First-semester freshman Mike Dingle runs the 60-meter hurdles during Texas Tech's Jarvis Scott Open last week. Dingle, a Tech football signee, is dividing his time this winter between football conditioning workouts and track and field.
First-semester freshman Mike Dingle runs the 60-meter hurdles during Texas Tech's Jarvis Scott Open last week. Dingle, a Tech football signee, is dividing his time this winter between football conditioning workouts and track and field.

Mike Dingle is answering to a lot of people these days. Among them: Texas Tech football coach Joey McGuire and inside linebackers coach Josh Bookbinder and Red Raiders track and field coach Wes Kittley and sprints/hurdles coach Calvin Robinson.

As if he's not dizzy enough being 17 years old, in his first semester as a college student, halfway across the country from home, that being Greer, South Carolina in Dingle's case.

Oh, well. He'll manage.

"It's been great so far," he said. "It's just a blessing to be able to be around the people I am: Coach Joey McGuire, coach Book. The whole entire coaching staff is great, and on top of that, coach Robinson and coach Kittley have been really accepting. Texas Tech has been the place to be. I'm very appreciative of it."

Dingle graduated high school early and started classes at Tech in January. At the moment, he's dividing his sports time between off-season conditioning with the football team and track and field workouts. His spot with the Red Raiders owes to the football staff's insatiable desire for speed and their quest for athletes who have demonstrated that speed during track season. They're the ones who signed him in December.

"Football's a passion of mine since I was younger," Dingle said, "so that's my main priority, but whenever I can fit in track, that's what I'm going to do.
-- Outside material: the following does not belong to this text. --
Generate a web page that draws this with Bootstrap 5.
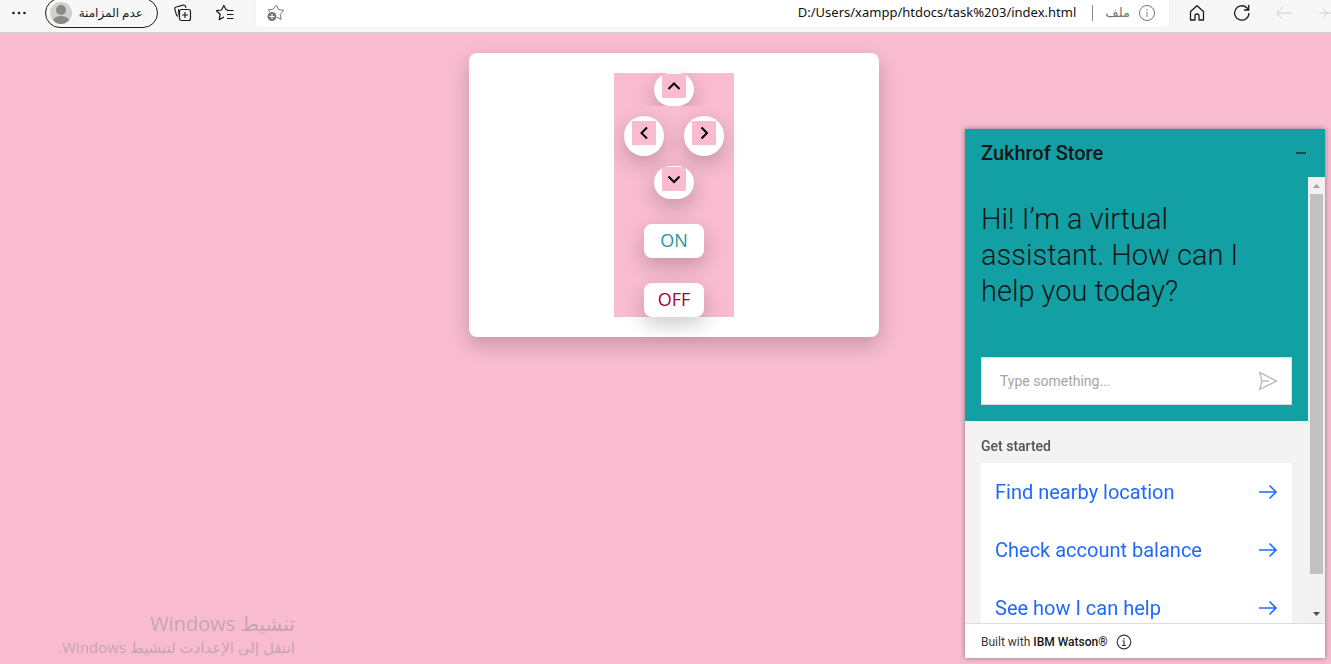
<!DOCTYPE html>
<html lang="en">
<head>
<meta charset="utf-8">
<meta name="viewport" content="width=device-width, initial-scale=1">
<title>Control panel</title>
<link href="https://cdn.jsdelivr.net/npm/bootstrap@5.3.0/dist/css/bootstrap.min.css" rel="stylesheet">
<style>
  body { background: #f8bbd0; font-family: "Open Sans", "DejaVu Sans", sans-serif; min-height: 100vh; overflow: hidden; }
  svg { display: block; fill: none; stroke: currentColor; flex: none; }
  svg.solid { stroke: none; }
  button { font-family: inherit; }
  .plain-btn { background: none; border: 0; padding: 0; color: #1b1b1b; }

  /* browser bar */
  .browser-bar { height: 33px; background: #f7f7f7; border-bottom: 1px solid #d2d2d2; overflow: hidden; padding-bottom: 6px; }
  .profile-btn { width: 113px; height: 30px; border: 1px solid #1b1b1b; border-radius: 15px; background: #f7f7f7; padding: 0 14px 0 4px; font-size: 12px; color: #1b1b1b; margin: 0 16px 0 18px; }
  .tools-start { width: 256px; padding-left: 11px; }
  .address { background: #fff; height: 28px; border-radius: 0 0 4px 4px; padding: 0 13px 0 11px; box-shadow: 0 0 2px rgba(0,0,0,.08); }
  .address-input { border: 0; background: none; outline: 0; min-width: 0; font-family: "Noto Sans", sans-serif; font-size: 13px; text-align: right; color: #111; padding: 0; }
  .divider { width: 1px; height: 16px; background: #8a8a8a; }
  .muted { color: #767676; font-size: 13px; }
  .tools-end { width: 162px; padding-left: 20px; overflow: hidden; }
  .tools-end button { flex: none; }
  .plain-btn.faded { color: #cfcfcf; }
  .plain-btn.star { color: #767676; }

  /* remote control */
  main { padding: 20px 0 0 17px; }
  .remote { width: 410px; padding: 20px; background: #fff; border-radius: 8px; box-shadow: 0 8px 20px rgba(0,0,0,.2); }
  .pad { width: 120px; background: #f8bbd0; }
  .pad-rest { position: relative; background: #f8bbd0; padding-top: 10px; }
  .pad-row { gap: 20px; margin-bottom: 10px; }
  .key { width: 40px; border: 0; background: #fff; border-radius: 20px; color: #000; box-shadow: 0 8px 20px rgba(0,0,0,.2); }
  .key svg { background: #f8bbd0; }
  .key-flat { height: 33px; padding: 1px 8px; }
  .key-round { height: 40px; padding: 5px 8px; }
  .switch-key { width: 60px; height: 34px; border: 0; border-radius: 8px; background: #fff; padding: 0 0 2px; font-size: 18px; line-height: 32px; margin-top: 25px; box-shadow: 0 8px 20px rgba(0,0,0,.2); }
  .on { color: #26969b; }
  .off { color: #a3003c; }

  /* assistant */
  .assistant { position: fixed; top: 129px; right: 6px; bottom: 6px; width: 360px; background: #f3f3f3; font-family: Roboto, sans-serif; color: #161616; box-shadow: 0 0 5px rgba(0,0,0,.4); }
  .teal { background: #13a0a5; }
  .assistant-head { flex: none; height: 48px; padding: 0 18px 0 16px; }
  .assistant-title { font-size: 20px; font-weight: 500; margin: 0; }
  .assistant-scroll { min-height: 0; overflow: hidden; }
  .greeting { padding: 24px 16px 16px; }
  .greeting p { font-size: 29px; line-height: 36px; font-weight: 300; margin: 0 0 48px; }
  .ask { height: 48px; background: #fff; border: 1px solid #dcdcdc; padding: 0 12px 0 18px; }
  .ask input { border: 0; outline: 0; min-width: 0; font-size: 14px; padding: 0; }
  .ask input::placeholder { color: #a5a5a5; opacity: 1; }
  .plain-btn.send { color: #bebebe; }
  .plain-btn.minimize { color: #0d4f52; }
  .start-title { font-size: 14px; line-height: 18px; font-weight: 500; color: #525252; margin: 0 0 8px; }
  .starters { padding: 16px 16px 0; }
  .starter { height: 58px; background: #fff; border: 0; padding: 0 14px; color: #1f69ff; font-size: 20px; }
  .rail { width: 17px; background: #f1f1f1; }
  .rail-thumb { width: 13px; height: 380px; background: #c1c1c1; }
  .assistant-foot { flex: none; height: 35px; background: #fff; border-top: 1px solid #dcdcdc; padding: 2px 16px 0; font-size: 12px; color: #393939; }
  .assistant-foot strong { font-weight: 500; color: #161616; }

  .activation { position: fixed; left: 0; bottom: 7px; width: 295px; color: #c3a5b0; }
  .activation-title { font-size: 20px; line-height: 26px; }
  .activation-text { font-size: 15px; line-height: 20px; }
</style>
</head>
<body>
<header class="browser-bar d-flex align-items-center">
  <div class="tools-start d-flex align-items-center">
    <button class="plain-btn" aria-label="Menu"><svg class="solid" width="16" height="16"><g fill="#1b1b1b"><circle cx="2.500" cy="8" r="1.300"/><circle cx="8" cy="8" r="1.300"/><circle cx="13.500" cy="8" r="1.300"/></g></svg></button>
    <button class="profile-btn d-flex align-items-center justify-content-between">
      <svg class="solid" width="22" height="22" viewBox="0 0 22 22"><circle cx="11" cy="11" r="11" fill="#d2d0ce"/><circle cx="11" cy="8" r="5" fill="#8d8985"/><path d="M3 18q2-4 8-4t8 4q-3 4-8 4t-8-4Z" fill="#8d8985"/></svg>
      <span dir="rtl" lang="ar">عدم المزامنة</span>
    </button>
    <button class="plain-btn" aria-label="Collections"><svg width="18" height="18" viewBox="0 0 18 18" stroke-width="1.200"><path d="M4 12.500 2.500 11 .8 5.200Q.5 3.500 2.200 3L9 1.100q1.800-.5 2.500 1.200l.5 1.500M4.500 5.200 5 11"/><rect x="5.500" y="5.500" width="11" height="11" rx="2"/><path d="M11 8v6M8 11h6"/></svg></button>
    <button class="plain-btn ms-4" aria-label="Favorites"><svg width="20" height="18" viewBox="0 0 20 18" stroke-width="1.200"><path d="m12 6-1.900-.3L7.800 1.500 5.500 6l-5 .7 3.700 3.500-1 5.400L8 13M11 6.500h6.500M11 10.500h6.500M11 14.500h6.500" stroke-linejoin="round"/></svg></button>
  </div>
  <div class="address flex-grow-1 d-flex align-items-center">
    <button class="plain-btn star" aria-label="Add to favorites"><svg width="18" height="18" viewBox="0 0 18 18"><path d="m3 8-2-2 4.800-.7L9.500 1l2 4.500 5.500.8-3.800 3.800.9 5.200-4-2.100" stroke-linejoin="round"/><circle cx="5" cy="12.500" r="4.500" fill="currentColor" stroke="none"/><path d="M5 10v5M2.500 12.500h5" stroke="#fff"/></svg></button>
    <input class="address-input flex-grow-1" aria-label="Address" value="D:/Users/xampp/htdocs/task%203/index.html">
    <span class="divider ms-3 me-2"></span>
    <span class="muted mx-1" dir="rtl" lang="ar">ملف</span>
    <span class="muted ms-1"><svg width="18" height="18"><circle cx="9" cy="9" r="7.500"/><path d="M9 8v5M9 5v1.500"/></svg></span>
  </div>
  <nav class="tools-end d-flex align-items-center gap-4">
    <button class="plain-btn" aria-label="Home"><svg width="16" height="18" viewBox="0 0 16 18" stroke-width="1.300"><path d="M1.500 7.500 8 1.700l6.500 5.800V16H10v-4q0-2-2-2t-2 2v4H1.500Z" stroke-linejoin="round"/></svg></button>
    <button class="plain-btn ms-1" aria-label="Reload"><svg width="18" height="18" viewBox="0 0 18 18" stroke-width="1.300"><path d="M16 9a7.200 7.200 0 1 1-2.200-5.200L16 6M15.700 1v5H11"/></svg></button>
    <button class="plain-btn faded" aria-label="Back"><svg width="18" height="18"><path d="M17 9H2M8 2.500 1.500 9 8 15.500"/></svg></button>
    <button class="plain-btn faded" aria-label="Forward"><svg width="18" height="18"><path d="M1 9h15M5 4.500 9.500 9 5 13.500" transform="translate(1)"/></svg></button>
  </nav>
</header>

<main class="d-flex justify-content-center">
  <section class="remote d-flex justify-content-center">
    <div class="pad">
      <div class="d-flex justify-content-center">
        <button class="key key-flat d-flex align-items-start" aria-label="Up"><svg width="24" height="24" stroke-width="2"><path d="m6.500 15 5.500-5.500 5.500 5.500"/></svg></button>
      </div>
      <div class="pad-rest d-flex flex-column align-items-center">
        <div class="pad-row d-flex">
          <button class="key key-round d-flex align-items-start" aria-label="Left"><svg width="24" height="24" stroke-width="2"><path d="M15 6.500 9.500 12l5.500 5.500"/></svg></button>
          <button class="key key-round d-flex align-items-start" aria-label="Right"><svg width="24" height="24" stroke-width="2"><path d="m9.500 6.500 5.500 5.500-5.500 5.500"/></svg></button>
        </div>
        <button class="key key-flat d-flex align-items-start" aria-label="Down"><svg width="24" height="24" stroke-width="2"><path d="m6.500 9.500 5.500 5.500 5.500-5.500"/></svg></button>
        <button class="switch-key on">ON</button>
        <button class="switch-key off">OFF</button>
      </div>
    </div>
  </section>
</main>

<aside class="assistant d-flex flex-column">
  <div class="assistant-head teal d-flex align-items-center justify-content-between">
    <h1 class="assistant-title">Zukhrof Store</h1>
    <button class="plain-btn minimize" aria-label="Minimize"><svg width="12" height="12" stroke-width="2"><path d="M1 6h10"/></svg></button>
  </div>
  <div class="assistant-scroll flex-grow-1 d-flex">
    <div class="flex-grow-1">
      <div class="greeting teal">
        <p>Hi! I’m a virtual<br>assistant. How can I<br>help you today?</p>
        <div class="ask d-flex align-items-center">
          <input class="flex-grow-1" aria-label="Message" placeholder="Type something...">
          <button class="plain-btn send" aria-label="Send"><svg width="22" height="22" stroke-width="1.400"><path d="m2.700 2.500 17 8.500-17 8.500L5 11Zm2.300 8.500h7"/></svg></button>
        </div>
      </div>
      <div class="starters">
        <h2 class="start-title">Get started</h2>
        <button class="starter w-100 d-flex align-items-center justify-content-between">Find nearby location<svg width="20" height="16" stroke-width="1.600"><path d="M1 8h17M11.500 1.500 18 8l-6.500 6.500"/></svg></button>
        <button class="starter w-100 d-flex align-items-center justify-content-between">Check account balance<svg width="20" height="16" stroke-width="1.600"><path d="M1 8h17M11.500 1.500 18 8l-6.500 6.500"/></svg></button>
        <button class="starter w-100 d-flex align-items-center justify-content-between">See how I can help<svg width="20" height="16" stroke-width="1.600"><path d="M1 8h17M11.500 1.500 18 8l-6.500 6.500"/></svg></button>
      </div>
    </div>
    <div class="rail d-flex flex-column align-items-center">
      <svg class="solid" width="17" height="17"><path d="M5 11h7L8.500 7Z" fill="#a3a3a3"/></svg>
      <div class="rail-thumb"></div>
      <svg class="solid mt-auto" width="17" height="17"><path d="M5 6h7l-3.500 4Z" fill="#505050"/></svg>
    </div>
  </div>
  <footer class="assistant-foot d-flex align-items-center">
    <span>Built with <strong>IBM Watson®</strong></span>
    <svg class="ms-2" width="16" height="16" stroke-width="1.200"><circle cx="8" cy="8" r="6.800"/><path d="M6.500 7H8v4.500M6 11.500h4M8 4v1.500"/></svg>
  </footer>
</aside>

<div class="activation" dir="rtl" lang="ar">
  <div class="activation-title">تنشيط Windows</div>
  <div class="activation-text">انتقل إلى الإعدادت لتنشيط Windows.</div>
</div>
<script src="https://cdn.jsdelivr.net/npm/bootstrap@5.3.0/dist/js/bootstrap.bundle.min.js"></script>
</body>
</html>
I've been practicing (track) at 4 o'clock after my lifts (for football training). If I can't make that (track) 4 o'clock practice, then I come in myself working at 8 or 9, just working on drills to try and get better and perfect my craft."

Dingle, 6-foot-1, said he's up to 230 pounds. McGuire's staff has projected him as a boundary linebacker, the position at which the nearly identical-sized Kosi Eldridge started for the Red Raiders last season.

Dingle, who missed his sophomore-year track season with a broken foot, was one of the nation's top high-school hurdlers in his junior year last spring. He ran the 110-meter hurdles in a wind-legal 13.68 seconds at the South Carolina Class 5A Upper State meet on May 14. Six days later, he ran 13.56 (no wind indicator) at the South Carolina High School League state championships.

Last week, competing unattached, Dingle ran two rounds of the 60-meter hurdles in Tech's Jarvis Scott Open, registering times of 8.16 seconds and 7.99. He qualified seventh for the final, but was scratched from the race.

Dingle said he had practiced about four times each of the previous two weeks.

"I have a lot of kinks to work on," he said. "You could tell it's been seven months since I've run, but I know working with coach Robinson he's going to get me right."

The Jarvis Scott Open was his first meet to run 42-inch hurdles compared to the 39-inch hurdles used in high-school competition and his first time to run them at 60 meters instead of the 110s.

"You can't go over them the same," he said. "You have to approach them differently. You have to attack harder and this extra stuff because, as you saw, I tripped up. I stumbled a couple of times. You have to have great technique going over these hurdles to compete collegiately."

Dingle
Dingle

In high school, the Tech freshman was commonly referenced as Miquel Dingle. He prefers to go by Mike now. That's the same name as his father, former South Carolina and Cincinnati Bengals running back Mike Dingle. That's whose path he wants to follow.

"All throughout my childhood, I made it known to my dad that I want to be in the league (NFL)," he said. "I want to take football seriously. After I let him know that, he and I have been working together. Just in the lab cooking, you know?"

The younger Dingle already has diverted from his dad's route, going somewhere other than South Carolina. He never expected that himself until a few months ago.

"Huge Gamecocks fan," he said. "I was a diehard Gamecocks fan. I told myself, I told my dad, regardless of what happens, that's exactly where I'm going to be. I'm going to play football there.

"But God works in many different ways, and I'm glad he led me here."

Tech hosts its final regular-season home meet, the Matador Qualifier, beginning at 2:30 p.m. Friday. Kittley plans to rest most of the Red Raiders' top athletes in preparation for next week's Big 12 indoor championships, which also are scheduled for the Sports Performance Center.

Track & field

What: Matador Qualifier

When: Friday

Where: Sports Performance Center

Schedule: Field-event start times, 3 p.m. to 7 p.m. Running-event start times: 2:30 p.m. to 8:40 p.m.